Every entry below should be printed exactly, without its images.

SUPPLIED DATA:
[START]
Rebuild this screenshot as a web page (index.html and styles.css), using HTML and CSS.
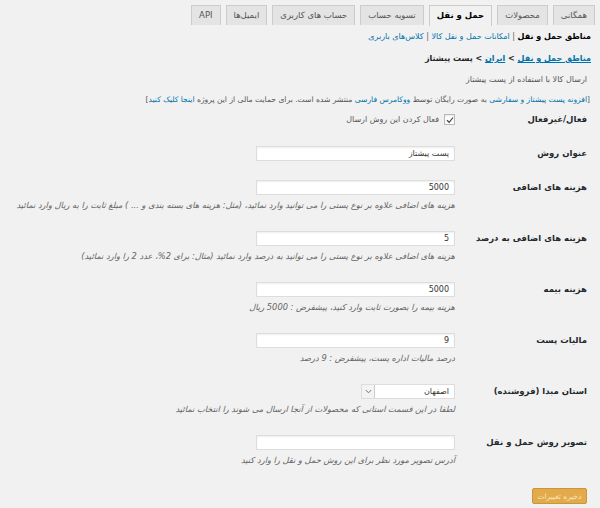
FILE: index.html
```html
<!DOCTYPE html>
<html lang="fa" dir="rtl">
<head>
    <meta charset="utf-8">
    <title>تنظیمات حمل و نقل</title>
    <link rel="stylesheet" href="styles.css">
</head>
<body>
    <div class="wrap">
        <nav class="nav-tabs">
            <a class="nav-tab" href="#">همگانی</a>
            <a class="nav-tab" href="#">محصولات</a>
            <a class="nav-tab active" href="#">حمل و نقل</a>
            <a class="nav-tab" href="#">تسویه حساب</a>
            <a class="nav-tab" href="#">حساب های کاربری</a>
            <a class="nav-tab" href="#">ایمیل‌ها</a>
            <a class="nav-tab" href="#">API</a>
        </nav>

        <ul class="subsubsub">
            <li><span class="current">مناطق حمل و نقل</span> | </li>
            <li><a href="#">امکانات حمل و نقل کالا</a> | </li>
            <li><a href="#">کلاس‌های باربری</a></li>
        </ul>

        <h3 class="crumbs"><a href="#">مناطق حمل و نقل</a> &gt; <a href="#">ایران</a> &gt; پست پیشتاز</h3>

        <p class="intro">ارسال کالا با استفاده از پست پیشتاز</p>
        <p class="notice">[<a href="#">افزونه پست پیشتاز و سفارشی</a> به صورت رایگان توسط <a href="#">ووکامرس فارسی</a> منتشر شده است. برای حمایت مالی از این پروژه <a href="#">اینجا کلیک کنید</a>]</p>

        <form class="form-table">
            <div class="row row-check">
                <div class="th">فعال/غیرفعال</div>
                <div class="td">
                    <label class="check-label">
                        <span class="checkbox">
                            <svg width="8" height="8" viewBox="0 0 8 8"><path d="M1 4.2 L3.2 6.3 L7 1.5" fill="none" stroke="#444" stroke-width="1.2"/></svg>
                        </span>
                        فعال کردن این روش ارسال
                    </label>
                </div>
            </div>

            <div class="row">
                <div class="th">عنوان روش</div>
                <div class="td"><input class="field" type="text" value="پست پیشتاز"></div>
            </div>

            <div class="row">
                <div class="th">هزینه های اضافی</div>
                <div class="td">
                    <input class="field" type="text" value="5000">
                    <p class="desc">هزینه های اضافی علاوه بر نوع پستی را می توانید وارد نمائید، (مثل: هزینه های بسته بندی و ... ) مبلغ ثابت را به ریال وارد نمائید</p>
                </div>
            </div>

            <div class="row">
                <div class="th">هزینه های اضافی به درصد</div>
                <div class="td">
                    <input class="field" type="text" value="5">
                    <p class="desc">هزینه های اضافی علاوه بر نوع پستی را می توانید به درصد وارد نمائید (مثال: برای 2%، عدد 2 را وارد نمائید)</p>
                </div>
            </div>

            <div class="row">
                <div class="th">هزینه بیمه</div>
                <div class="td">
                    <input class="field" type="text" value="5000">
                    <p class="desc">هزینه بیمه را بصورت ثابت وارد کنید، پیشفرض : 5000 ریال</p>
                </div>
            </div>

            <div class="row">
                <div class="th">مالیات پست</div>
                <div class="td">
                    <input class="field" type="text" value="9">
                    <p class="desc">درصد مالیات اداره پست، پیشفرض : 9 درصد</p>
                </div>
            </div>

            <div class="row">
                <div class="th">استان مبدا (فروشنده)</div>
                <div class="td">
                    <div class="select">
                        <span class="select-value">اصفهان</span>
                        <span class="select-arrow">
                            <svg width="7" height="5" viewBox="0 0 7 5"><path d="M0.8 1 L3.5 3.8 L6.2 1" fill="none" stroke="#777" stroke-width="1"/></svg>
                        </span>
                    </div>
                    <p class="desc">لطفا در این قسمت استانی که محصولات از آنجا ارسال می شوند را انتخاب نمائید</p>
                </div>
            </div>

            <div class="row">
                <div class="th">تصویر روش حمل و نقل</div>
                <div class="td">
                    <input class="field" type="text" value="">
                    <p class="desc">آدرس تصویر مورد نظر برای این روش حمل و نقل را وارد کنید</p>
                </div>
            </div>

            <div class="submit">
                <button class="button-primary" type="button">ذخیره تغییرات</button>
            </div>
        </form>
    </div>
</body>
</html>
```

FILE: styles.css
```css
* {
    padding: 0;
    margin: 0;
    box-sizing: border-box;
}
body {
    width: 100%;
    min-height: 100vh;
    background-color: #f1f1f1;
    color: #444;
    font-family: "DejaVu Sans", sans-serif;
    font-size: 8px;
    direction: rtl;
}
a {
    color: #0073aa;
    text-decoration: none;
}
.wrap {
    padding: 5px 5px 0 0;
}

/* tabs */
.nav-tabs {
    display: flex;
    gap: 5px;
    height: 20px;
}
.nav-tab {
    display: block;
    height: 20px;
    line-height: 18px;
    padding: 0 7px;
    background-color: #e4e4e4;
    border: 1px solid #ccc;
    border-bottom: none;
    color: #555;
    font-size: 8.5px;
}
.nav-tab.active {
    background-color: #f1f1f1;
    color: #000;
    font-weight: bold;
    height: 21px;
}

/* sub links */
.subsubsub {
    list-style: none;
    display: flex;
    margin: 6px 4px 0 0;
    line-height: 12px;
    color: #666;
}
.subsubsub li {
    white-space: pre;
}
.subsubsub .current {
    color: #000;
    font-weight: bold;
}

.crumbs {
    margin: 10px 4px 0 0;
    font-size: 8px;
    line-height: 12px;
    color: #222;
}
.crumbs a {
    text-decoration: underline;
}

.intro {
    margin: 9px 8px 0 0;
    line-height: 12px;
    color: #555;
}
.notice {
    margin: 8px 5px 0 0;
    line-height: 12px;
    font-size: 7.6px;
    color: #555;
}

/* settings table */
.form-table {
    margin: 0 8px 0 0;
}
.row {
    display: flex;
    padding: 10px 0 9px;
}
.row-check {
    padding-top: 6px;
}
.th {
    width: 132px;
    flex-shrink: 0;
    line-height: 15px;
    font-size: 8.5px;
    font-weight: bold;
    color: #23282d;
}
.td {
    flex: 1;
}
.field {
    display: block;
    width: 199px;
    height: 15px;
    padding: 0 5px;
    border: 1px solid #ddd;
    background-color: #fff;
    box-shadow: inset 0 1px 2px rgba(0, 0, 0, 0.07);
    font-family: "DejaVu Sans", sans-serif;
    font-size: 8px;
    color: #333;
    direction: rtl;
    outline: none;
}
.desc {
    margin-top: 3px;
    line-height: 14px;
    font-size: 8.3px;
    font-style: italic;
    color: #666;
    white-space: nowrap;
}

.check-label {
    display: flex;
    align-items: center;
    gap: 5px;
    height: 15px;
    color: #555;
}
.checkbox {
    display: flex;
    align-items: center;
    justify-content: center;
    width: 11px;
    height: 11px;
    border: 1px solid #b4b9be;
    background-color: #fff;
    box-shadow: inset 0 1px 2px rgba(0, 0, 0, 0.1);
}

.select {
    display: flex;
    align-items: center;
    width: 94px;
    height: 15px;
    border: 1px solid #ddd;
    background-color: #fff;
}
.select-value {
    flex: 1;
    padding-right: 5px;
    color: #333;
}
.select-arrow {
    display: flex;
    align-items: center;
    justify-content: center;
    width: 13px;
    height: 13px;
    border-right: 1px solid #ccc;
    background-color: #f3f3f3;
}

.submit {
    padding-top: 12px;
}
.button-primary {
    width: 55px;
    height: 16px;
    background-color: #e2aa4a;
    border: 1px solid #c9963a;
    border-radius: 2px;
    color: #f9e6c2;
    font-family: "DejaVu Sans", sans-serif;
    font-size: 7.5px;
    cursor: pointer;
}
```
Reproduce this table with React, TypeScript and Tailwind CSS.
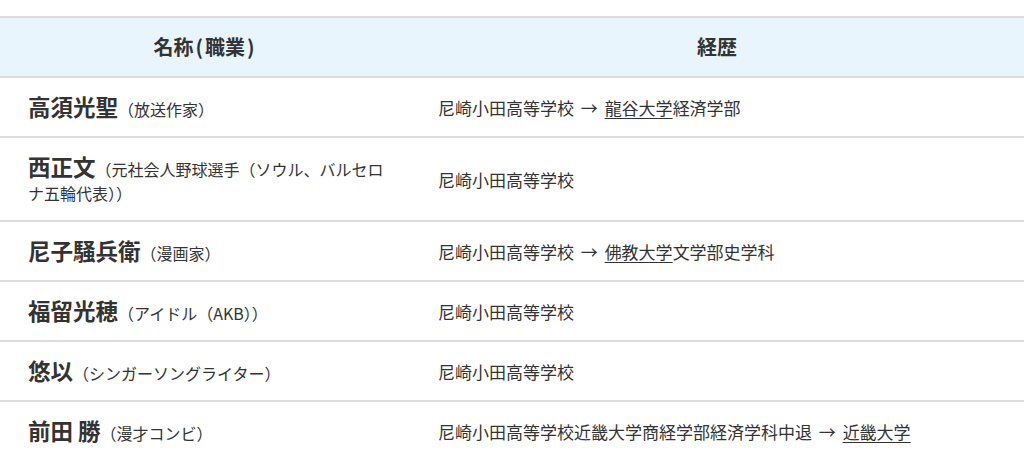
[END]
TASK OUTPUT:
Rebuild this screenshot as a web page (index.html and styles.css), using HTML and CSS.
FILE: index.html
```html
<!DOCTYPE html>
<html lang="fa" dir="rtl">
<head>
    <meta charset="utf-8">
    <title>تنظیمات حمل و نقل</title>
    <link rel="stylesheet" href="styles.css">
</head>
<body>
    <div class="wrap">
        <nav class="nav-tabs">
            <a class="nav-tab" href="#">همگانی</a>
            <a class="nav-tab" href="#">محصولات</a>
            <a class="nav-tab active" href="#">حمل و نقل</a>
            <a class="nav-tab" href="#">تسویه حساب</a>
            <a class="nav-tab" href="#">حساب های کاربری</a>
            <a class="nav-tab" href="#">ایمیل‌ها</a>
            <a class="nav-tab" href="#">API</a>
        </nav>

        <ul class="subsubsub">
            <li><span class="current">مناطق حمل و نقل</span> | </li>
            <li><a href="#">امکانات حمل و نقل کالا</a> | </li>
            <li><a href="#">کلاس‌های باربری</a></li>
        </ul>

        <h3 class="crumbs"><a href="#">مناطق حمل و نقل</a> &gt; <a href="#">ایران</a> &gt; پست پیشتاز</h3>

        <p class="intro">ارسال کالا با استفاده از پست پیشتاز</p>
        <p class="notice">[<a href="#">افزونه پست پیشتاز و سفارشی</a> به صورت رایگان توسط <a href="#">ووکامرس فارسی</a> منتشر شده است. برای حمایت مالی از این پروژه <a href="#">اینجا کلیک کنید</a>]</p>

        <form class="form-table">
            <div class="row row-check">
                <div class="th">فعال/غیرفعال</div>
                <div class="td">
                    <label class="check-label">
                        <span class="checkbox">
                            <svg width="8" height="8" viewBox="0 0 8 8"><path d="M1 4.2 L3.2 6.3 L7 1.5" fill="none" stroke="#444" stroke-width="1.2"/></svg>
                        </span>
                        فعال کردن این روش ارسال
                    </label>
                </div>
            </div>

            <div class="row">
                <div class="th">عنوان روش</div>
                <div class="td"><input class="field" type="text" value="پست پیشتاز"></div>
            </div>

            <div class="row">
                <div class="th">هزینه های اضافی</div>
                <div class="td">
                    <input class="field" type="text" value="5000">
                    <p class="desc">هزینه های اضافی علاوه بر نوع پستی را می توانید وارد نمائید، (مثل: هزینه های بسته بندی و ... ) مبلغ ثابت را به ریال وارد نمائید</p>
                </div>
            </div>

            <div class="row">
                <div class="th">هزینه های اضافی به درصد</div>
                <div class="td">
                    <input class="field" type="text" value="5">
                    <p class="desc">هزینه های اضافی علاوه بر نوع پستی را می توانید به درصد وارد نمائید (مثال: برای 2%، عدد 2 را وارد نمائید)</p>
                </div>
            </div>

            <div class="row">
                <div class="th">هزینه بیمه</div>
                <div class="td">
                    <input class="field" type="text" value="5000">
                    <p class="desc">هزینه بیمه را بصورت ثابت وارد کنید، پیشفرض : 5000 ریال</p>
                </div>
            </div>

            <div class="row">
                <div class="th">مالیات پست</div>
                <div class="td">
                    <input class="field" type="text" value="9">
                    <p class="desc">درصد مالیات اداره پست، پیشفرض : 9 درصد</p>
                </div>
            </div>

            <div class="row">
                <div class="th">استان مبدا (فروشنده)</div>
                <div class="td">
                    <div class="select">
                        <span class="select-value">اصفهان</span>
                        <span class="select-arrow">
                            <svg width="7" height="5" viewBox="0 0 7 5"><path d="M0.8 1 L3.5 3.8 L6.2 1" fill="none" stroke="#777" stroke-width="1"/></svg>
                        </span>
                    </div>
                    <p class="desc">لطفا در این قسمت استانی که محصولات از آنجا ارسال می شوند را انتخاب نمائید</p>
                </div>
            </div>

            <div class="row">
                <div class="th">تصویر روش حمل و نقل</div>
                <div class="td">
                    <input class="field" type="text" value="">
                    <p class="desc">آدرس تصویر مورد نظر برای این روش حمل و نقل را وارد کنید</p>
                </div>
            </div>

            <div class="submit">
                <button class="button-primary" type="button">ذخیره تغییرات</button>
            </div>
        </form>
    </div>
</body>
</html>
```

FILE: styles.css
```css
* {
    padding: 0;
    margin: 0;
    box-sizing: border-box;
}
body {
    width: 100%;
    min-height: 100vh;
    background-color: #f1f1f1;
    color: #444;
    font-family: "DejaVu Sans", sans-serif;
    font-size: 8px;
    direction: rtl;
}
a {
    color: #0073aa;
    text-decoration: none;
}
.wrap {
    padding: 5px 5px 0 0;
}

/* tabs */
.nav-tabs {
    display: flex;
    gap: 5px;
    height: 20px;
}
.nav-tab {
    display: block;
    height: 20px;
    line-height: 18px;
    padding: 0 7px;
    background-color: #e4e4e4;
    border: 1px solid #ccc;
    border-bottom: none;
    color: #555;
    font-size: 8.5px;
}
.nav-tab.active {
    background-color: #f1f1f1;
    color: #000;
    font-weight: bold;
    height: 21px;
}

/* sub links */
.subsubsub {
    list-style: none;
    display: flex;
    margin: 6px 4px 0 0;
    line-height: 12px;
    color: #666;
}
.subsubsub li {
    white-space: pre;
}
.subsubsub .current {
    color: #000;
    font-weight: bold;
}

.crumbs {
    margin: 10px 4px 0 0;
    font-size: 8px;
    line-height: 12px;
    color: #222;
}
.crumbs a {
    text-decoration: underline;
}

.intro {
    margin: 9px 8px 0 0;
    line-height: 12px;
    color: #555;
}
.notice {
    margin: 8px 5px 0 0;
    line-height: 12px;
    font-size: 7.6px;
    color: #555;
}

/* settings table */
.form-table {
    margin: 0 8px 0 0;
}
.row {
    display: flex;
    padding: 10px 0 9px;
}
.row-check {
    padding-top: 6px;
}
.th {
    width: 132px;
    flex-shrink: 0;
    line-height: 15px;
    font-size: 8.5px;
    font-weight: bold;
    color: #23282d;
}
.td {
    flex: 1;
}
.field {
    display: block;
    width: 199px;
    height: 15px;
    padding: 0 5px;
    border: 1px solid #ddd;
    background-color: #fff;
    box-shadow: inset 0 1px 2px rgba(0, 0, 0, 0.07);
    font-family: "DejaVu Sans", sans-serif;
    font-size: 8px;
    color: #333;
    direction: rtl;
    outline: none;
}
.desc {
    margin-top: 3px;
    line-height: 14px;
    font-size: 8.3px;
    font-style: italic;
    color: #666;
    white-space: nowrap;
}

.check-label {
    display: flex;
    align-items: center;
    gap: 5px;
    height: 15px;
    color: #555;
}
.checkbox {
    display: flex;
    align-items: center;
    justify-content: center;
    width: 11px;
    height: 11px;
    border: 1px solid #b4b9be;
    background-color: #fff;
    box-shadow: inset 0 1px 2px rgba(0, 0, 0, 0.1);
}

.select {
    display: flex;
    align-items: center;
    width: 94px;
    height: 15px;
    border: 1px solid #ddd;
    background-color: #fff;
}
.select-value {
    flex: 1;
    padding-right: 5px;
    color: #333;
}
.select-arrow {
    display: flex;
    align-items: center;
    justify-content: center;
    width: 13px;
    height: 13px;
    border-right: 1px solid #ccc;
    background-color: #f3f3f3;
}

.submit {
    padding-top: 12px;
}
.button-primary {
    width: 55px;
    height: 16px;
    background-color: #e2aa4a;
    border: 1px solid #c9963a;
    border-radius: 2px;
    color: #f9e6c2;
    font-family: "DejaVu Sans", sans-serif;
    font-size: 7.5px;
    cursor: pointer;
}
```
Reproduce this table with React, TypeScript and Tailwind CSS.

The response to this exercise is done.